Un calendrier européen est prévu avec, d'ici la fin juin, une évaluation par les États membres, sur le plan national, des risques techniques et juridiques. S'ensuivra une période – au plus tard, le 1er octobre – de « mise en commun pour aboutir à un cadre européen d'évaluation des risques pour la sécurité des réseaux 5G ». Pour finir, sera créé au plus tard le 31 décembre, par le regroupement des « meilleures pratiques nationales », « une « boîte à outils » comprenant les mesures à prendre tant au niveau national qu'au niveau européen. Selon moi, tout cela va dans le bon sens.

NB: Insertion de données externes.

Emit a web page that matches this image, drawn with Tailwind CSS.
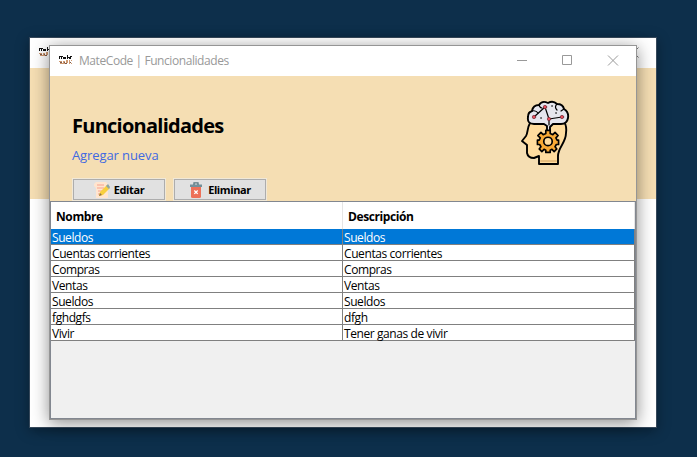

Toutes les mesures de protection auront un cadre, puisque la directive européenne relative à la sécurité des réseaux et des systèmes d'information est entrée en vigueur en 2016. Il s'agit donc d'un travail de coordination et de mise en cohérence au-delà du cadre national.

Si le déploiement de la 5G se fera dans un temps plus ou moins long, il est indispensable qu'il puisse avoir lieu dans des conditions de sécurité optimales. Ce texte met donc en place un régime d'autorisation, sous l'autorité du Premier ministre, pour la délivrance des licences d'exploitation. Le Premier ministre doit également pouvoir suspendre ces dernières, car l'enjeu est bien trop important pour laisser planer un risque : comme je l'ai déjà dit, nous devons être prêts, car il y va de la protection de notre pays face aux menaces dans le cyberespace, d'ores et déjà lieu de lutte de faible intensité où s'imposent des acteurs étatiques et non-étatiques.

Le groupe Socialistes et apparentés votera donc cette proposition de loi. Les rapporteurs ont fait un bon travail et la discussion a été très satisfaisante. Je proposerai deux amendements, mais l'esprit de ce texte va dans le bon sens et me paraît très positif.